I am really happy to give all emphasis to the astronomical aspects. However the Harmonics theory (as with standard physics) has many connections between the large and small, so there is some point in mentioning other things. I just want to mention two more things from the atomic scale which is relevant to spectra which of course are very important in astronomy.

I have been using Kotov's method (that calls it communalities if you want to search for his papers on it) for finding periodicities in lists of values. e.g. Kotov uses to find the 160 minute cycle in binary stars.

When I put in a bunch of wavelengths for Hydrogen second spectrum from a text book, the resulting communalities show a series of peaks with musical relationships to each other and one of the peaks is at exactly 34560 times the Bohr radius for hydrogen. This is very significant because the 34560 harmonic is an extremely strong one.

When I used all the bond lengths for the elements and did Kotov's analysis, the strongest communality was a value which when divided by the Bohr radius gave 137, the inverse fine structure constant.

This shows that Harmonics theory should be able to mesh OK with standard physics and so I was hesitant about using the ATM forum. However it certainly clashes with big bang theory. Harmonics theory cannot be correct if the universe is only 13.7 billion years old. It has to have had multiple cycles of something over 10^10 years to establish all the different scales that we see. (I think)
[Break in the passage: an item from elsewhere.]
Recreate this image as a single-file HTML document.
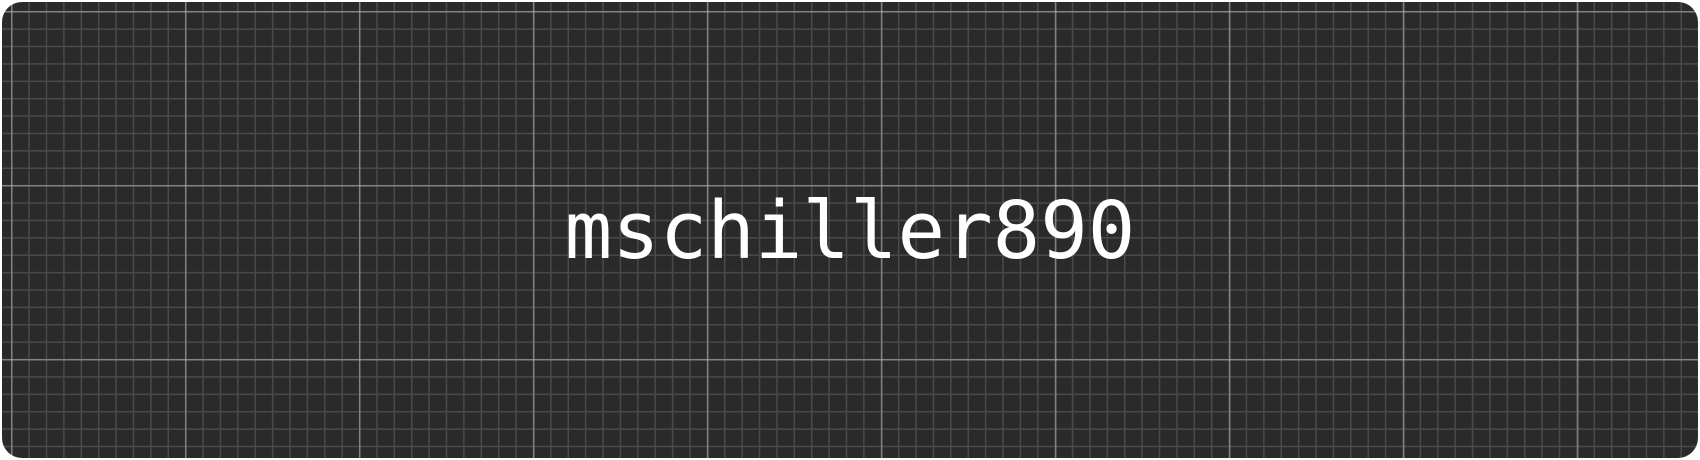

I think it was important to raise the issue of where harmonics theory agrees with and disagrees with standard theories. I think that Narlikar's theory is an acceptable alternative to standard physics - it simply allows particle masses to vary and sees them as being a result of interaction with other matter. From that the big bang is then seen to be not needed an harmonics theory meshes perfectly. The domain of teh theory is different to the domains of other theories, just as QM and GR have different domains.